Review the material line by line. Identify and copy every line that contains the string "components".

Dataset content »
* BEGIN *

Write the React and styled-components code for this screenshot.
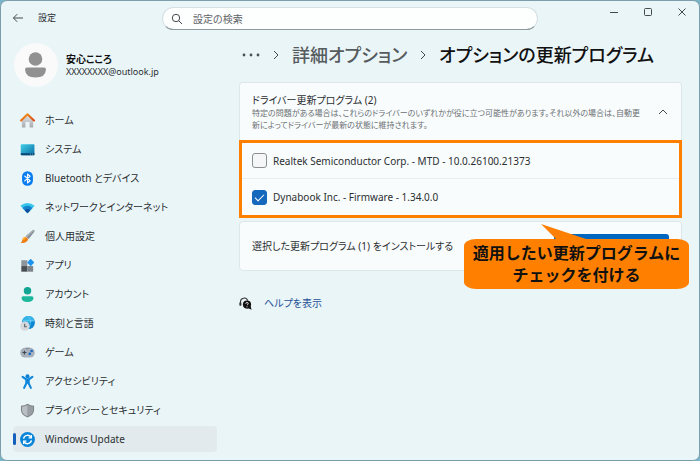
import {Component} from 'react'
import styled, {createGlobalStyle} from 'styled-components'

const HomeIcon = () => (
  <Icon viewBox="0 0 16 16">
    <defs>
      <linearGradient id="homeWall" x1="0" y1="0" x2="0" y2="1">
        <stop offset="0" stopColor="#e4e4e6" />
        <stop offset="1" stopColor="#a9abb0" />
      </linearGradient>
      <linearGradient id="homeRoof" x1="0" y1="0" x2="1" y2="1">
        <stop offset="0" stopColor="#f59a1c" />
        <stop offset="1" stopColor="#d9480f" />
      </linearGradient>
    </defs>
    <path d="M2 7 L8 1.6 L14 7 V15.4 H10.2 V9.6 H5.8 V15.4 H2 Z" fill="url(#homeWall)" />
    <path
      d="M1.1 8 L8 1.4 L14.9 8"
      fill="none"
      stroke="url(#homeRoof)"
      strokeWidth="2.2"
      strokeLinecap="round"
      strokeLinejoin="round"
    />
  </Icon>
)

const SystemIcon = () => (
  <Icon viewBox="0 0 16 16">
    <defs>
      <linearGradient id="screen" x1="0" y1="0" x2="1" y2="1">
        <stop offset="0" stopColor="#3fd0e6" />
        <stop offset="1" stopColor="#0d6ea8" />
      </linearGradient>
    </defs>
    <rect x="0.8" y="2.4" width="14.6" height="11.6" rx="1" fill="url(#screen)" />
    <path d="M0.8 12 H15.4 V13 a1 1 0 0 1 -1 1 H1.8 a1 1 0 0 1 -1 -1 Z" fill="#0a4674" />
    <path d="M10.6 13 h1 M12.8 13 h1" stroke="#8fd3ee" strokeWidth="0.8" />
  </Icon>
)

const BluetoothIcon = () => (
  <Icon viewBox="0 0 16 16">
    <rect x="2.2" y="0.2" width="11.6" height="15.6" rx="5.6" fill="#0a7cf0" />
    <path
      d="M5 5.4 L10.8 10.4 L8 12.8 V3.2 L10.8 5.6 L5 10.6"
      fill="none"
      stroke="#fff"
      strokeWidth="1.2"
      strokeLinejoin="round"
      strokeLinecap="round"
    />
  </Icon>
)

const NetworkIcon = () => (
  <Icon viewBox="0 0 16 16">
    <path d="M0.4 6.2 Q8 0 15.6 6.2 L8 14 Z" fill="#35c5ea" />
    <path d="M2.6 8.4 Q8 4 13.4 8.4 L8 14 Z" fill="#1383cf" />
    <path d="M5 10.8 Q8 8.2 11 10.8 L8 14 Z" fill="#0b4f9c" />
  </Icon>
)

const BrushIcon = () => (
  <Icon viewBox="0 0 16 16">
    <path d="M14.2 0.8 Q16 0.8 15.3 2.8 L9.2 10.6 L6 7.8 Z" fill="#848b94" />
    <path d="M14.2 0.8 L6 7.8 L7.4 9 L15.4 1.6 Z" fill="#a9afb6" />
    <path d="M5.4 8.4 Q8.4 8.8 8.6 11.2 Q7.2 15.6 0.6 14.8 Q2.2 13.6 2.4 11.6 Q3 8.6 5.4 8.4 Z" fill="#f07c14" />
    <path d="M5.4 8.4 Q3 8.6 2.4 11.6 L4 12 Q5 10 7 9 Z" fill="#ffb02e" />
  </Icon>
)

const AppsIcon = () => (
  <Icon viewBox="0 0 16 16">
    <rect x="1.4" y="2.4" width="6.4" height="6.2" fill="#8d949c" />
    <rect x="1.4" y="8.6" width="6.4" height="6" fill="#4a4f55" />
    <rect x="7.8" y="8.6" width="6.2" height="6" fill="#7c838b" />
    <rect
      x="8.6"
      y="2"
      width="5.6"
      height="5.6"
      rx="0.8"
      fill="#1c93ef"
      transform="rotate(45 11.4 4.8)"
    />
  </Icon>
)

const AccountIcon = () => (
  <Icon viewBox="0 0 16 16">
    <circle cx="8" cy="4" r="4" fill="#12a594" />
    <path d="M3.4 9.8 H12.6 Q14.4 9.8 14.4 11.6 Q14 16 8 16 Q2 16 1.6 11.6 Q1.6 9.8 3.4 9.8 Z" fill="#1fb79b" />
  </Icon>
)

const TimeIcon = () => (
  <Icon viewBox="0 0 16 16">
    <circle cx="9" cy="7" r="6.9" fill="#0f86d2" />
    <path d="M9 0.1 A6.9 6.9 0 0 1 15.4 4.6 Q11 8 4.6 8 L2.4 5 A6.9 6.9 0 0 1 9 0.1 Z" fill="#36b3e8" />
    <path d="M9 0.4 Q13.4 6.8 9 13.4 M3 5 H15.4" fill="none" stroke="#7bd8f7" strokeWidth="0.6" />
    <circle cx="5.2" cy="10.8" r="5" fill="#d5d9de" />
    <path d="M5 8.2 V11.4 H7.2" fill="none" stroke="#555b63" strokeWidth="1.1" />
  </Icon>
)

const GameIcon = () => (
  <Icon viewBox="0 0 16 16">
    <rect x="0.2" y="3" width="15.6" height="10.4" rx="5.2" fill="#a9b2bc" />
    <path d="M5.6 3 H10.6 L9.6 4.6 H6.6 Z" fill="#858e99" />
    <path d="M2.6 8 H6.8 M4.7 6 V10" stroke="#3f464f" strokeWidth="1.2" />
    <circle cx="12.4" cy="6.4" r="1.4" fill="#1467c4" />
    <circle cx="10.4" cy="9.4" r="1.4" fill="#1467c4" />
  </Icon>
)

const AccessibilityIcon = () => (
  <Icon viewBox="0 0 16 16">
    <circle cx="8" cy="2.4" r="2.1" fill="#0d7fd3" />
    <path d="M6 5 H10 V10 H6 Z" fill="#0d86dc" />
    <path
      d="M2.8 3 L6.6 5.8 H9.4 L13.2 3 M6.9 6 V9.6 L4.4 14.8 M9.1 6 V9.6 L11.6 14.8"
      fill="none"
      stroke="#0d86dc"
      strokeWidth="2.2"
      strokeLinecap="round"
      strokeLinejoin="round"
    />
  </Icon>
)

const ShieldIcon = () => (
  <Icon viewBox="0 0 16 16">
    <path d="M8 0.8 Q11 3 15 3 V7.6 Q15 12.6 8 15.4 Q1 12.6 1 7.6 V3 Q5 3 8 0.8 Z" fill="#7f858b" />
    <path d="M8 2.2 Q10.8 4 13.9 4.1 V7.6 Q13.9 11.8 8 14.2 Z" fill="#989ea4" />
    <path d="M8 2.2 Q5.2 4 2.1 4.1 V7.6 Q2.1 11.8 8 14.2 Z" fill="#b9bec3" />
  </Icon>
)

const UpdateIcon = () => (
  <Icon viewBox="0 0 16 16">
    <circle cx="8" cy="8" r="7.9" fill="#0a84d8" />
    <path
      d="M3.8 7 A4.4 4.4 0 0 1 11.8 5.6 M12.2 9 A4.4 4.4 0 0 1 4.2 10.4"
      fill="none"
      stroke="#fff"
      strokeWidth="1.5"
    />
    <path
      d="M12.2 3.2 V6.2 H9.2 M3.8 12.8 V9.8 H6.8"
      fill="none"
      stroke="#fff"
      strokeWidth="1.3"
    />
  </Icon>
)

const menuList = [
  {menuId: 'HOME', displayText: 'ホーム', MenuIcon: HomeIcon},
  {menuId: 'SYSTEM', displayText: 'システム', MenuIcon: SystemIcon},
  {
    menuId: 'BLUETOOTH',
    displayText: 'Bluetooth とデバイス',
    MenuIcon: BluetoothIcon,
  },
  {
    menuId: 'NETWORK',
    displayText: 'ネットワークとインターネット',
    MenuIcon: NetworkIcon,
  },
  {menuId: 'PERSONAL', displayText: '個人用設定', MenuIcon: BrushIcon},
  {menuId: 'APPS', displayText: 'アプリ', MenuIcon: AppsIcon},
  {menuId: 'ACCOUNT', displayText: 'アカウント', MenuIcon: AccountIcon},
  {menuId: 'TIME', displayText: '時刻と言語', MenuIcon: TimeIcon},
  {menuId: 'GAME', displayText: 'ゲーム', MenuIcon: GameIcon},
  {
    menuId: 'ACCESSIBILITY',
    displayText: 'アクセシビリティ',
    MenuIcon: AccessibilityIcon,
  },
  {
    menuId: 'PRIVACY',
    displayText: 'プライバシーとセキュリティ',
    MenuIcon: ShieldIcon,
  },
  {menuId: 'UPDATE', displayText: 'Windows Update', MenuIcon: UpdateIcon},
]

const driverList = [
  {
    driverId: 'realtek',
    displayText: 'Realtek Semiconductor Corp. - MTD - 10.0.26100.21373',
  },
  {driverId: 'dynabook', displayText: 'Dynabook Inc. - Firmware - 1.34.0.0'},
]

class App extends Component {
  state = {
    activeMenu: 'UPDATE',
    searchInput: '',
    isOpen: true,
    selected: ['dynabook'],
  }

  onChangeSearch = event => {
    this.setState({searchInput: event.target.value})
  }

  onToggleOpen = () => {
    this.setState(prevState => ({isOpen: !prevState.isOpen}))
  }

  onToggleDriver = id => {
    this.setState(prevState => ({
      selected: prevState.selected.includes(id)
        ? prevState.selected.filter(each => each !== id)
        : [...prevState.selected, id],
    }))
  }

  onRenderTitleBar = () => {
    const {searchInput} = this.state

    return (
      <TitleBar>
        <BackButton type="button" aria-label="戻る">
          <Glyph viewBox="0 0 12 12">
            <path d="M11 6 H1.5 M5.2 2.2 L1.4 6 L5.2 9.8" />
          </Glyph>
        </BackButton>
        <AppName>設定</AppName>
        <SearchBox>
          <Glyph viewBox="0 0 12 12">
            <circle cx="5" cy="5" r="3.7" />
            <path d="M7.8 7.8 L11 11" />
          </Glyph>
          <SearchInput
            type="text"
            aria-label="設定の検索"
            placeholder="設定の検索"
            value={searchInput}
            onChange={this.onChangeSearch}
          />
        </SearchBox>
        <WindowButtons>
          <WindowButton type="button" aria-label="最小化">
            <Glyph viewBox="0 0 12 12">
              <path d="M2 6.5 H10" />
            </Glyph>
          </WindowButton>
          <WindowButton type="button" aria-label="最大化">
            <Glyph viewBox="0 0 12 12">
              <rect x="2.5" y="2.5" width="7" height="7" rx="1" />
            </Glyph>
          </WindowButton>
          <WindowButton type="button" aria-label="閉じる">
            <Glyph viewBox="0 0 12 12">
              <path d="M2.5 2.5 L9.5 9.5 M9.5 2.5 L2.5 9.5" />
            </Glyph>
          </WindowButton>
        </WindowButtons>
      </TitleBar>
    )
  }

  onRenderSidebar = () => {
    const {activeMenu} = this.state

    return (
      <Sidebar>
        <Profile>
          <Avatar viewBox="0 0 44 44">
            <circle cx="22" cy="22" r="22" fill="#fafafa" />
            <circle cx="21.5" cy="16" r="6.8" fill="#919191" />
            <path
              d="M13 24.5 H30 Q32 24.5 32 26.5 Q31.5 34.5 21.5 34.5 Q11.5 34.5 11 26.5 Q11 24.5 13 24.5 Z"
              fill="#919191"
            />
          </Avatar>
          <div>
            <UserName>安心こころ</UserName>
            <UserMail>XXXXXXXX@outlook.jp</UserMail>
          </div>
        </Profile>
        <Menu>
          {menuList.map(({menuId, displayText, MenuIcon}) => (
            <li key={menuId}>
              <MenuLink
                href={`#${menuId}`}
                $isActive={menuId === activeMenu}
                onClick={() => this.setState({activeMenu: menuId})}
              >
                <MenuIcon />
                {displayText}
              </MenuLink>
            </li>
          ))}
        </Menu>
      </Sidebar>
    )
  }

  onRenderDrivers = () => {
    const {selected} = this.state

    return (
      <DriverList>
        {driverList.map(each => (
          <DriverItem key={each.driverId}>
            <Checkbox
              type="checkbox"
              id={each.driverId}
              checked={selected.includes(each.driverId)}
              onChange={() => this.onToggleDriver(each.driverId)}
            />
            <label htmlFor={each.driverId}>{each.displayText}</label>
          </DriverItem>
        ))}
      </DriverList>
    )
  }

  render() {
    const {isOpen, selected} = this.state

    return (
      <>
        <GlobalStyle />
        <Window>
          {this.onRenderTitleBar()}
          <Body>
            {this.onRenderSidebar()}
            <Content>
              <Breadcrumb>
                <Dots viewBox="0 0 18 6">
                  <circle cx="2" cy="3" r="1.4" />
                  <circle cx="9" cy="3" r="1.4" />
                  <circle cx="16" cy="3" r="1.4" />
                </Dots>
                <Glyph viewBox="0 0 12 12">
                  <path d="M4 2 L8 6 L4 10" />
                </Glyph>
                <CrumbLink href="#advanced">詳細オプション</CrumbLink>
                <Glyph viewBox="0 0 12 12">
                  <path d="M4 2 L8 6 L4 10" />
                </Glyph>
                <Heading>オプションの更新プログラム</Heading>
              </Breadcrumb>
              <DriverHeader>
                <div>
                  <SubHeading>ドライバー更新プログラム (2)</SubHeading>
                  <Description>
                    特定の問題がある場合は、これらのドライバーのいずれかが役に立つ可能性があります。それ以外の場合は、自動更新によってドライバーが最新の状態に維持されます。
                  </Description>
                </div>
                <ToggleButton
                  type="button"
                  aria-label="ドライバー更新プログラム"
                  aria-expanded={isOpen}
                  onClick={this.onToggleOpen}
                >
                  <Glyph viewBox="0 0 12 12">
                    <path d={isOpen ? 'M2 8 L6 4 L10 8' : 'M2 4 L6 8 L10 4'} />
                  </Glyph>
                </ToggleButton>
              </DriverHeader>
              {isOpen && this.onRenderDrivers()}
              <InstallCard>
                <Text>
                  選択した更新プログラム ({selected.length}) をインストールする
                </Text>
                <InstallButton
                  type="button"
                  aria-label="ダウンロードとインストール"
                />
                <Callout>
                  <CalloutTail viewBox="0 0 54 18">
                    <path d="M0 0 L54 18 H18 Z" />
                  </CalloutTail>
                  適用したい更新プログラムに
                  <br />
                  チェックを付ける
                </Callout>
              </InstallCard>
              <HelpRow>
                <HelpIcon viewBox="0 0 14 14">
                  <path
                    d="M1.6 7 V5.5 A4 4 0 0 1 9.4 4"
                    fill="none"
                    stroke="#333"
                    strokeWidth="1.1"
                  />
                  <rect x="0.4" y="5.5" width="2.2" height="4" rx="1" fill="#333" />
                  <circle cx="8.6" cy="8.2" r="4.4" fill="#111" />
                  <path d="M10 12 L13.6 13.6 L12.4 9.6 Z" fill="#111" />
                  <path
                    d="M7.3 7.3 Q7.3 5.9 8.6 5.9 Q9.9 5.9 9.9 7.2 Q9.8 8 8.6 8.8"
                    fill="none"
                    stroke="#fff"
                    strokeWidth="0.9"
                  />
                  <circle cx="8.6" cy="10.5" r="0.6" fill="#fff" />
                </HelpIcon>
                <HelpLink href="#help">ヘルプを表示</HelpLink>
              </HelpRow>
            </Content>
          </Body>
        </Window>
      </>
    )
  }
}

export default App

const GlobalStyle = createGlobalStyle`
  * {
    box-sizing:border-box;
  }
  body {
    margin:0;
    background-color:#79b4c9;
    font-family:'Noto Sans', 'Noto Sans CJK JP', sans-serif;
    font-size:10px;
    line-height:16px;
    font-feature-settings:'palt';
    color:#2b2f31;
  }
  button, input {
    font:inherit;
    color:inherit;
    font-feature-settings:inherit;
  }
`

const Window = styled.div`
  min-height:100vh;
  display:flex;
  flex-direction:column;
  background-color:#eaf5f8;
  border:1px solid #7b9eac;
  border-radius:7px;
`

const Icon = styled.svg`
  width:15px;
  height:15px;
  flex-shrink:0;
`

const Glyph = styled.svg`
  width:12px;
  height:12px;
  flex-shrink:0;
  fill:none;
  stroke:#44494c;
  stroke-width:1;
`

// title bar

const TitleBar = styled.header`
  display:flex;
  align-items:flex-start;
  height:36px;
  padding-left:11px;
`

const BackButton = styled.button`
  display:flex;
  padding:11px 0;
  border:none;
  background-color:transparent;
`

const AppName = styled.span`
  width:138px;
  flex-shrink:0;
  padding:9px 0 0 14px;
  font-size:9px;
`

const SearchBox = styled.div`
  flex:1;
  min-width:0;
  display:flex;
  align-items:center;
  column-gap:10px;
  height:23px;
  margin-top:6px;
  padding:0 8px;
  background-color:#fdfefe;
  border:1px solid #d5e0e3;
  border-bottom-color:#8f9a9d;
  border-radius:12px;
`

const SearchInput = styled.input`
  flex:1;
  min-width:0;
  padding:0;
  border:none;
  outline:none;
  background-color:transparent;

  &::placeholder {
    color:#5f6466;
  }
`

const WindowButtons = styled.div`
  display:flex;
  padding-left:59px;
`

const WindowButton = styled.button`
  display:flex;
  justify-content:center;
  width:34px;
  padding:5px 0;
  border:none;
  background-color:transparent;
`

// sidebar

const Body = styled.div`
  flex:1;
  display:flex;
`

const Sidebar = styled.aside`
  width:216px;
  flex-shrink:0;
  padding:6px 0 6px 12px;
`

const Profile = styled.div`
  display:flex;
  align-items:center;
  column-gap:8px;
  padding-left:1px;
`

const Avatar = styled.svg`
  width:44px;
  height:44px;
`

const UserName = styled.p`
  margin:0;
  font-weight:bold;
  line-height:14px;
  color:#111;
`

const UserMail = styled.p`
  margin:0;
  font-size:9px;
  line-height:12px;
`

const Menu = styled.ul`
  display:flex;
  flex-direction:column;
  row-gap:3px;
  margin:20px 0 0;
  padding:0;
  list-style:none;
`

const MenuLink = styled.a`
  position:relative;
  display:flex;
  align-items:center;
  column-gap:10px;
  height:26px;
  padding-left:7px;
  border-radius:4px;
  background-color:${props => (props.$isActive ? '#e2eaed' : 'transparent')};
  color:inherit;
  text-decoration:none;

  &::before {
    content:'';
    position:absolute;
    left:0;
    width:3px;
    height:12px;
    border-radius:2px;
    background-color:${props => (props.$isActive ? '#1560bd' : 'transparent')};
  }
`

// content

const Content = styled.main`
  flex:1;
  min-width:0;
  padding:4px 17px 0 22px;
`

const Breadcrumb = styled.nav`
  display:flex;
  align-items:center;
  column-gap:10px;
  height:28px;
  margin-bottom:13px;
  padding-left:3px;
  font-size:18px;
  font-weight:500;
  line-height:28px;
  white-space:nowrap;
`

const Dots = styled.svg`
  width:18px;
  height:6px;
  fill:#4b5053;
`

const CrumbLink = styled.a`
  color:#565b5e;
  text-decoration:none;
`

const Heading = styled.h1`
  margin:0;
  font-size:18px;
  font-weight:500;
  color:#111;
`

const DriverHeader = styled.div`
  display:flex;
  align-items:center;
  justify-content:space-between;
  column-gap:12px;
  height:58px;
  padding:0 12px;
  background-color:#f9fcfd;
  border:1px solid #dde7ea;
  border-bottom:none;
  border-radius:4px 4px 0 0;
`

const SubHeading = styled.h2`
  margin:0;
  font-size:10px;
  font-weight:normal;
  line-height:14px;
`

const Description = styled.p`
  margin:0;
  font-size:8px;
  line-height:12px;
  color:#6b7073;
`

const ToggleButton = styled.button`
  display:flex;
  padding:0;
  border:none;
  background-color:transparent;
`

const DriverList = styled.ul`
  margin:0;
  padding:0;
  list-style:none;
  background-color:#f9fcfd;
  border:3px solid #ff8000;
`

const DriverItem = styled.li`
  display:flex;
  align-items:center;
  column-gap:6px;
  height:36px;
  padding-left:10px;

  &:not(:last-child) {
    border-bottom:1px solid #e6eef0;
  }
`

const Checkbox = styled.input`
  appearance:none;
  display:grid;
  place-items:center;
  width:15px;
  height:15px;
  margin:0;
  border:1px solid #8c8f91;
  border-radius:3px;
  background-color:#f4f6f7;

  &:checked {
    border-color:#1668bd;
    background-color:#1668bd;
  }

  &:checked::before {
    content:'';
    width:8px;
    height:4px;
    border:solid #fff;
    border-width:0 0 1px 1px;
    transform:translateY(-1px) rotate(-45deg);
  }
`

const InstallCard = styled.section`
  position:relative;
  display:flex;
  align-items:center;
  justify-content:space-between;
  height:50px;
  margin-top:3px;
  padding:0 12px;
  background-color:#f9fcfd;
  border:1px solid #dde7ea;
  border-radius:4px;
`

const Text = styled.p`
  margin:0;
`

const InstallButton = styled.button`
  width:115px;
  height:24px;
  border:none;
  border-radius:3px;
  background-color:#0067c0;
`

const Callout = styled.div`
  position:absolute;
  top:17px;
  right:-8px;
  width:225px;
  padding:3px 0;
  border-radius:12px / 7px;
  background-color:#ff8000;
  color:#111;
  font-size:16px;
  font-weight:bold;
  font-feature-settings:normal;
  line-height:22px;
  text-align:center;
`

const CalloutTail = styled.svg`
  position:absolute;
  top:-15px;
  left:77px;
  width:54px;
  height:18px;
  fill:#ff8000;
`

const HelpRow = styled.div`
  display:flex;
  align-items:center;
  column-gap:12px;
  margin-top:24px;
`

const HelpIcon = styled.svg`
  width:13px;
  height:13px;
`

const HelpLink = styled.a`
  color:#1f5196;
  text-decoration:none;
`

* END *

Solution for this exercise »
Write the React and styled-components code for this screenshot.
import styled, {createGlobalStyle} from 'styled-components'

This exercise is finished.